The murdered couple's kids, Marco and Sarah are the worst child actors I think I've run across in these Italian films. Now I'm not going to sit here and tell you that I expect every kid to possess the natural talents of the kid that played Bobby in House By The Cemetery because there aren't that many ten year old boys that have big pouty lips, blonde hair and a girl's voice, but these two twerps made you wish that Guido the Gardener might invite them over for some shish kabobs or something. These kids are laughing, then they're crying, then they're babbling about stuff that doesn't make any sense, all while they are the recipients of a dub job so poorly done that I couldn't even make out most of what they were saying at the funeral. The worst part of all this is that they get even worse as the movie goes along, though you are able to understand them better (unfortunately). Since these two kids are now orphans, it's up to their aunt and uncle to look after them and they do this instead of just sending them back to boarding school like all of us would have done. They decide that since they have to look after these two retarded brats that they are just going to move into the house of the dead parents. I guess it was a pretty sweet house (or so the title of the film claims), but I ain't leaving my trailer for some house that a couple of folks got all killed in and stuff. You just know there's going to be restless spirits, cursed toys, and murderous staircases and stuff there. Plus, the thing looked like a real bitch to heat. The movie goes pretty much schizo on us from here on out as you assume that it's going to be one of these deals where mommy and daddy's ghost are out to get that rotten Guido for killing them. Well, Guido goes nuts about halfway into the movie after painting part of the house and gets attacked by a big dog or run over by a truck. Actually both happened but he was just imagining the dog. The truck though was very real. The aunt whines about these toys in the attic (uh-oh) that look and act all sinister, but no one seems to question why the kids have all their dolls hanging from nooses up there - they're just irritated that they look scary in the dark along with the wind up insect toy with the glowing eyes. (What? Didn't you have one of those when you were a kid?)

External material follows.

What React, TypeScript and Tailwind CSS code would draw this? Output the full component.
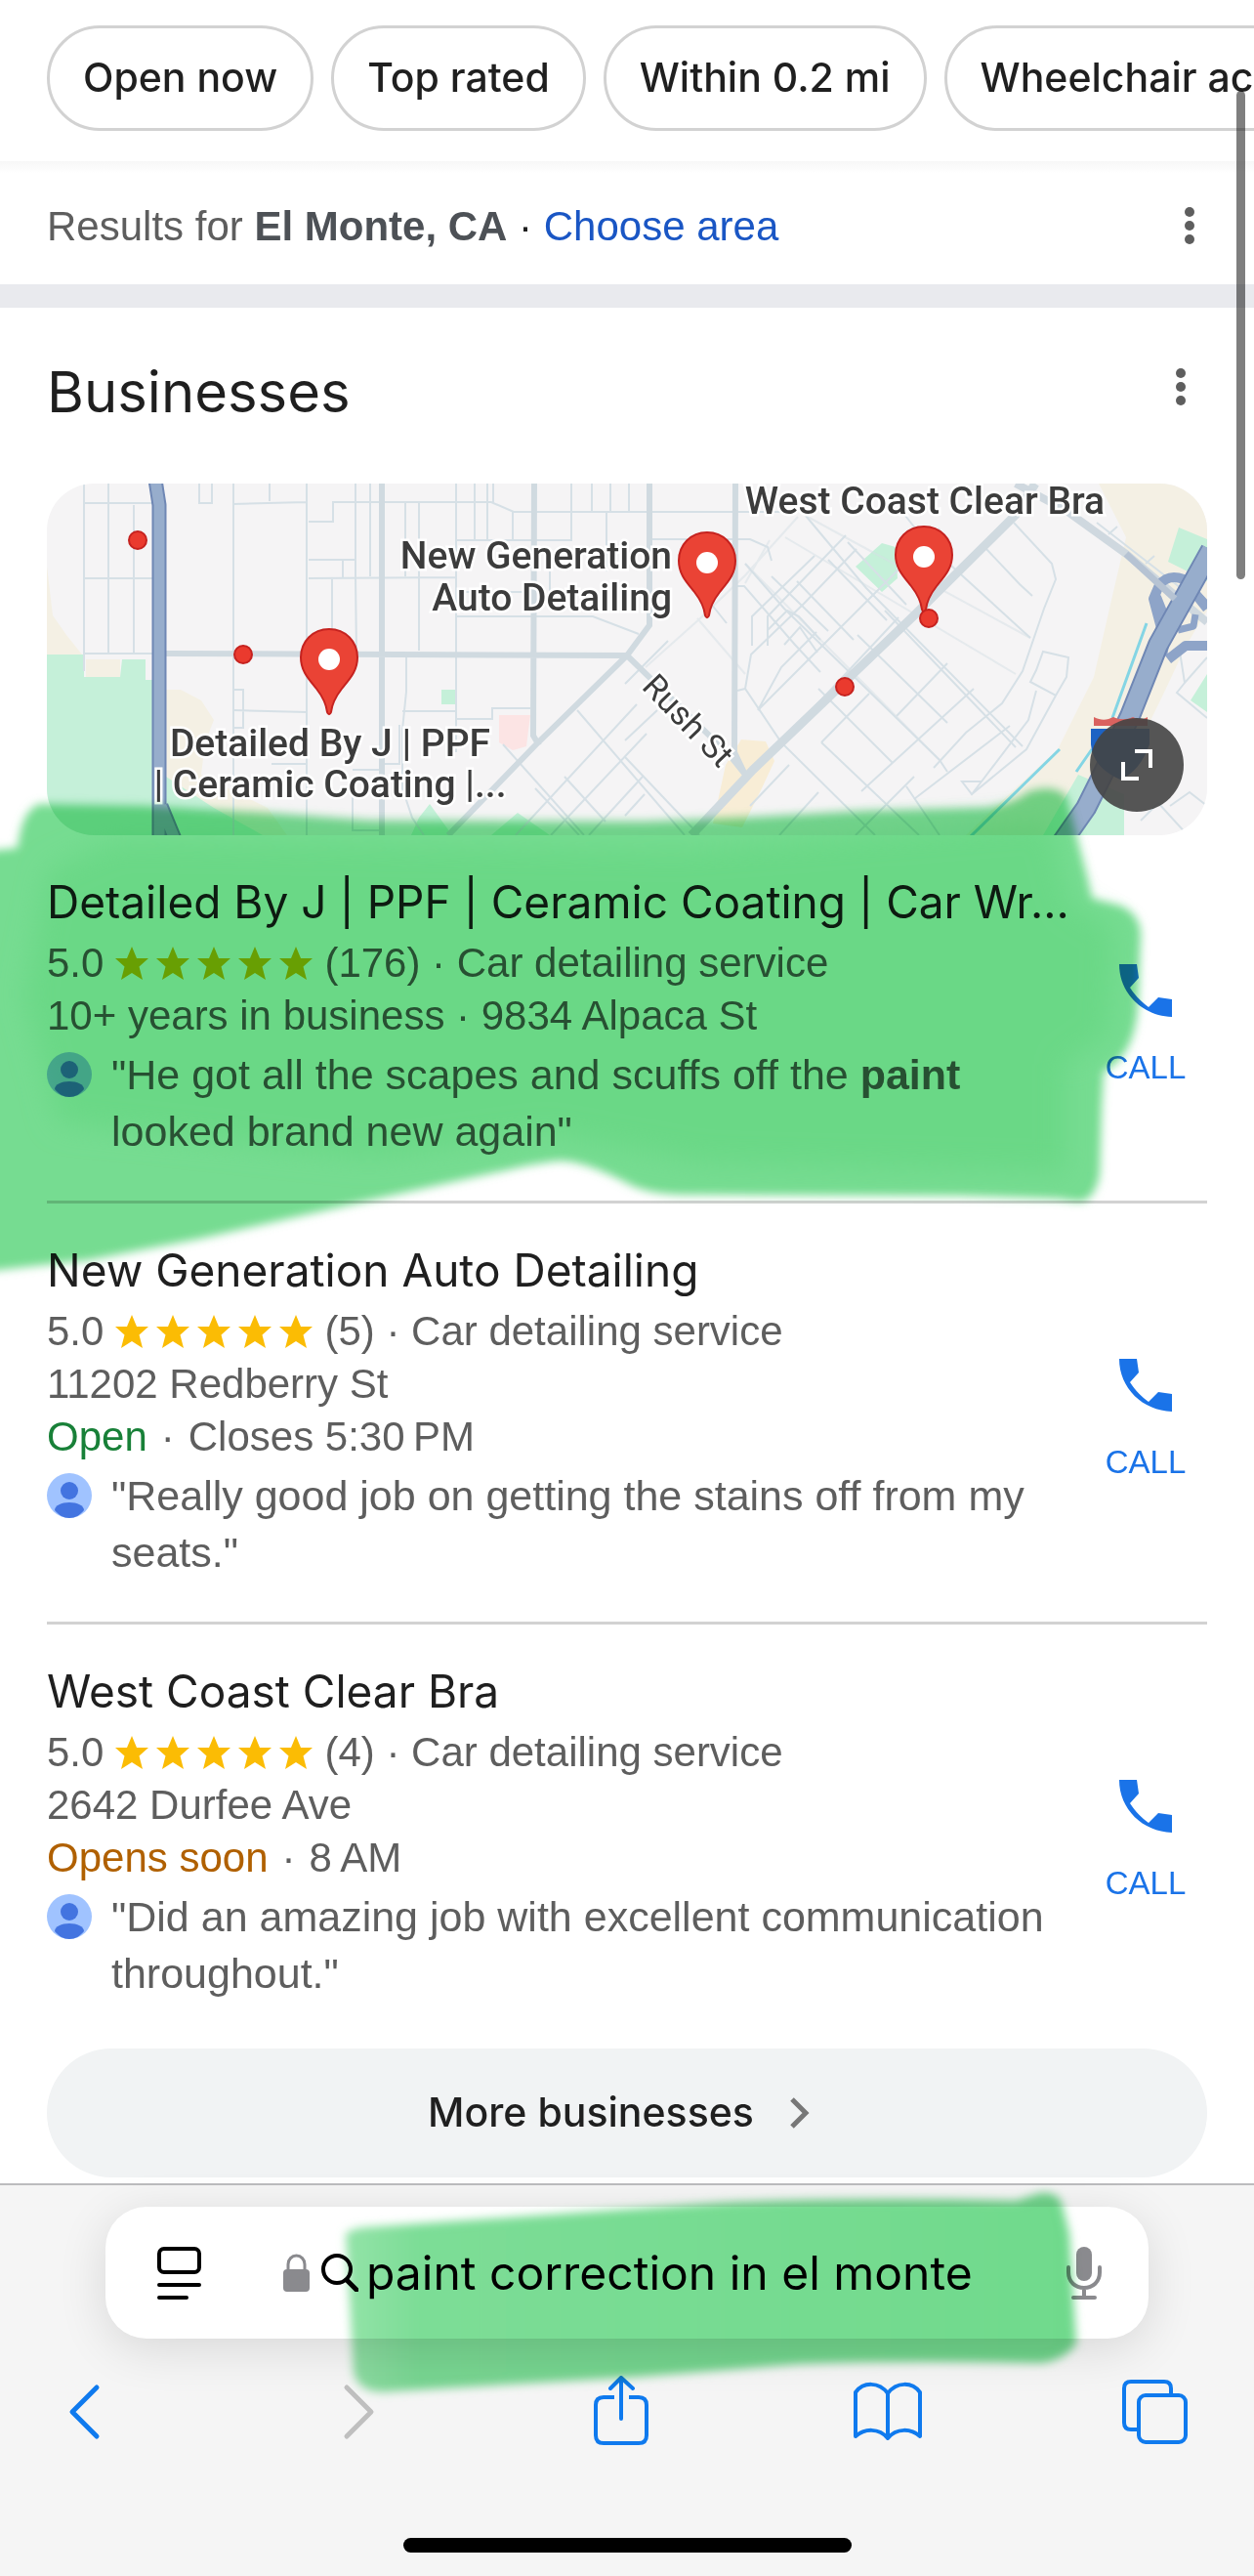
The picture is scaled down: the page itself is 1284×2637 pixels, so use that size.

Guido, along with the parents, are the ones who get off lucky in this one, since they're dead before it ends. With Guido dead and fully half the movie to go, Lucio shifts gears and makes this a movie about the house not wanting to let the kids go. Let's see. The dead parents always had their ill-behaved tykes stashed away at a boarding school while they were alive, but now that they're all dead, they want to keep the kids near them at the house? So how are they able to accomplish this? Pretty much the way anything in these kinds of movies is accomplished: Lucio goes out and rents a fog machine! As predictable as that is, things turn laughable when the aunt and uncle are trying to drive the kids through the fog and their jeep is levitated in the air. If that happened to me, I would recline my seat back, crank up the tunes and just chill. I'd never let a bunch of vengeful spirits sweat me, but then that's just my Gary, Indiana upbringing. In addition to all that, the ghosts of the parents and the house bother the lard ass realtor who comes by to sell the house for the aunt and uncle. It causes him to fall down the stairs, then it blows a really big wind at him (ghost-farts, no doubt), and finally it causes this steam shovel he brought to tear the house down with to swing to and fro wildly. I suppose the best part of this movie is that the kids call this guy Sausage. I don't know why, but they did. They also laughed incessantly whenever this guy got hurt, which is a course of action I routinely endorse, but they were so unrelenting in it, that even I turned on them!

There's a ridiculous bit about two hovering flames that must represent the parents as well as a horrid bit with some medium dressed in black and speaking in one of those medium-style accents that I always associate with the likes of Bela Lugosi. The movie ends with the medium taking a stone away from one of the kids that had been glowing moments before and this causes his hand to melt. It goes without saying that when this happens the kids bust a gut. This is an insanely messed up experience and it just looks like Fulci didn't have a clue what he was doing, with the plot gyrating back and forth between various elements that never fit together, never interested the viewer, and never explained anything. Usually, the extras on the Shriek Show DVDs are worth looking at, especially if a movie is really inept like this one is, but the four interviews included with cast and crew don't add anything of interest and can be safely skipped. Shriek Show must have known what a dog they had on their hands when they wrote up the liner notes included on the DVD (so what are they lining?) and said that this movie has met with "mixed" reaction among viewers and that it should be remembered for its weirdness above all else. If I were writing those liner notes I think I would emphasize to potential viewers that the movie features a fat guy named Sausage. That's about as good a spin as you'll be able to put on this one.